At my work I’ve been writing a lot of machine learning code. Some of it is machine learning code responsible for moving around a whole lot of money, so it behooves us to be really careful when writing and testing it to make sure no bugs make it into our production systems. Unfortunately, machine learning bugs are often quite hard to catch, for a couple reasons.
First, machine-learning code often depends on complex data-structure manipulation and linear algebra. That means that doing ML in a less-expressive programming language is a huge drag—you end up writing a lot of boilerplate
for loops, null-value checks, etc. On the other hand, more-expressive languages tend to be less safe to work with, because it’s harder to shoehorn good expressivity into a robust type system.
First, it’s very hard to use statically typed languages for machine learning, because your algorithms need to be generic across many different data types, which you might not know until runtime. Try imagining a type-safe version of R’s Data Frame (or the Python equivalent) to see what I mean.
Relatedly, machine learning involves converting so frequently between different data types (probabilities to generic floating-point numbers, enums to integers, booleans to probabilities, etc.) that one must sacrifice strong typing even if it is dynamic. For instance, although Python is usually quite strongly-typed, all of the data science libraries I’ve used (numpy, scikit-learn and pandas) do an unsettling amount of type coercion.
Finally, even if we could use strong or static typing to catch bugs, machine learning algorithms often involve using a lot of objects that are the same data type (i.e. floating-point numbers), so large classes of errors can get past any sort of type-checking.
The typical answer to such errors is to catch them with unit testing, but this too is unusually difficult in machine learning. For one thing, it’s difficult to concoct test data to run your code on. For instance, if I were writing medical imaging diagnostics, I might want to test that my software classified certain “obvious” tumors as cancerous, but I’d have to construct such images first and assure myself that they were really so obvious that no possible algorithm should misclassify them.
Even once you have this test data, it’s sometimes even difficult to determine what exactly counts as a “bug”. If my support vector machine has an area under the receiver operating characteristic curve of 0.58 instead of 0.63 like I thought it should, maybe it’s just because SVMs won’t work very well on my dataset—but maybe it’s because I messed up my data pipeline somehow and the SVM is getting the wrong features.
Finally, even once you’ve identified a bug in your code it can be hard to figure out exactly what’s going on. Typically programmers find thorny bugs by pausing the code while it’s running and inspecting the value of various variables to see if they make sense. But in an ML algorithm, it’s quite hard to inspect the values like this, both because there are too many of them to just read through and because it’s hard to tell what “makes sense” or not to the naked eye. It essentially becomes a data science/engineering problem just to understand what’s going on inside your algorithm well-enough to debug it.

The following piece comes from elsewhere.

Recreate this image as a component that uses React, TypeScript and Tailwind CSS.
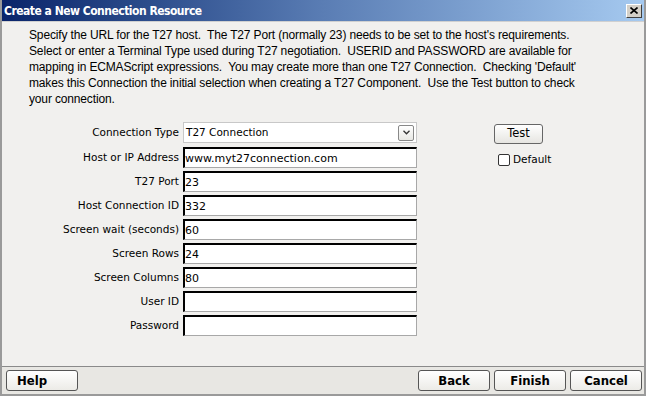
import React from 'react'

const fields = [
  { label: 'Host or IP Address', value: 'www.myt27connection.com' },
  { label: 'T27 Port', value: '23' },
  { label: 'Host Connection ID', value: '332' },
  { label: 'Screen wait (seconds)', value: '60' },
  { label: 'Screen Rows', value: '24' },
  { label: 'Screen Columns', value: '80' },
  { label: 'User ID', value: '' },
  { label: 'Password', value: '' },
]

const intro = [
  "Specify the URL for the T27 host.\u00a0 The T27 Port (normally 23) needs to be set to the host's requirements.",
  'Select or enter a Terminal Type used during T27 negotiation.\u00a0 USERID and PASSWORD are available for',
  "mapping in ECMAScript expressions.\u00a0 You may create more than one T27 Connection.\u00a0 Checking 'Default'",
  'makes this Connection the initial selection when creating a T27 Component.\u00a0 Use the Test button to check',
  'your connection.',
]

function FieldBox({ value }: { value: string }) {
  return (
    <div className="w-[234px] h-[21px] bg-white border-t-2 border-l-2 border-t-black border-l-black border-r border-b border-r-[#a8a8a8] border-b-[#a8a8a8] flex items-center text-[11px] text-black leading-none [font-family:'DejaVu_Sans',sans-serif]">
      {value}
    </div>
  )
}

function BarButton({ label, left }: { label: string; left?: boolean }) {
  return (
    <button
      className={`w-[72px] h-[21px] rounded-[3px] border border-[#555] bg-gradient-to-b from-white to-[#ecebe7] text-[13px] font-bold text-black leading-none [font-family:'DejaVu_Sans_Condensed','DejaVu_Sans',sans-serif] ${
        left ? 'text-left pl-[10px]' : ''
      }`}
    >
      {label}
    </button>
  )
}

export default function App() {
  return (
    <div className="w-[646px] h-[396px] bg-[#f1f0ee] border-2 border-[#9a9a9a] border-t-0 flex flex-col overflow-hidden">
      {/* title bar */}
      <div className="h-[22px] flex items-center justify-between pl-[2px] pr-[2px] bg-gradient-to-r from-[#0a246a] via-[#5a7db4] to-[#a6caf0] border-b border-[#d0d0d0]">
        <span className="text-white font-bold text-[12px] tracking-[-0.5px] leading-none [font-family:'DejaVu_Sans_Condensed','DejaVu_Sans',sans-serif]">
          Create a New Connection Resource
        </span>
        <div className="w-[16px] h-[14px] bg-[#d4d0c8] border border-t-white border-l-white border-r-[#404040] border-b-[#404040] flex items-center justify-center">
          <svg width="8" height="7" viewBox="0 0 8 7">
            <path d="M0.5 0.5 L7.5 6.5 M7.5 0.5 L0.5 6.5" stroke="black" strokeWidth="1.6" />
          </svg>
        </div>
      </div>

      {/* body */}
      <div className="flex-1 flex flex-col">
        <div className="pl-[27px] pt-[5px] text-[12px] leading-[16px] tracking-[-0.15px] text-black whitespace-nowrap [font-family:'Liberation_Sans',Arial,sans-serif]">
          {intro.map((line) => (
            <div key={line}>{line}</div>
          ))}
        </div>

        <div className="flex mt-[15px]">
          <div className="flex flex-col gap-[3px] text-[10.5px] text-black [font-family:'DejaVu_Sans',sans-serif]">
            <div className="flex items-center h-[21px] mb-[1px]">
              <span className="w-[181px] text-right pr-[4px]">Connection Type</span>
              <div className="w-[234px] h-[21px] bg-white border border-[#c8c8c8] flex items-center justify-between pl-[2px] pr-[2px]">
                <span className="text-[10.5px]">T27 Connection</span>
                <div className="w-[16px] h-[16px] border border-[#888] rounded-[2px] bg-gradient-to-b from-white to-[#e8e8e4] flex items-center justify-center">
                  <svg width="7" height="5" viewBox="0 0 7 5">
                    <path d="M0.5 0.8 L3.5 3.8 L6.5 0.8" fill="none" stroke="#333" strokeWidth="1.3" />
                  </svg>
                </div>
              </div>
            </div>
            {fields.map((f) => (
              <div key={f.label} className="flex items-center h-[21px]">
                <span className="w-[181px] text-right pr-[4px]">{f.label}</span>
                <FieldBox value={f.value} />
              </div>
            ))}
          </div>

          <div className="ml-[77px] flex flex-col pt-[2px]">
            <button className="w-[49px] h-[20px] rounded-[3px] border border-[#666] bg-gradient-to-b from-white to-[#e6e5e1] text-[11.5px] text-black leading-none [font-family:'DejaVu_Sans',sans-serif]">
              Test
            </button>
            <label className="flex items-center mt-[8px] ml-[4px] text-[10.5px] text-black [font-family:'DejaVu_Sans',sans-serif]">
              <span className="w-[12px] h-[12px] border border-[#333] rounded-[2px] bg-white mr-[3px]" />
              Default
            </label>
          </div>
        </div>
      </div>

      {/* bottom bar */}
      <div className="h-[28px] border-t border-[#8a8a8a] bg-[#e8e7e3] flex items-center justify-between pl-[4px] pr-[2px] pb-[1px]">
        <BarButton label="Help" left />
        <div className="flex gap-[4px]">
          <BarButton label="Back" />
          <BarButton label="Finish" />
          <BarButton label="Cancel" />
        </div>
      </div>
    </div>
  )
}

Because of these problems, it’s very hard to get the defect rate in machine learning code satisfactorily low with the typical tools for writing high-assurance software. So I’m trying to think of other, less conventional techniques and processes to catch bugs before they make it to production. In a future post, I’ll talk about some of the many exciting types of bugs I’ve experienced so far, and speculate about what can be done to mitigate (some of) them.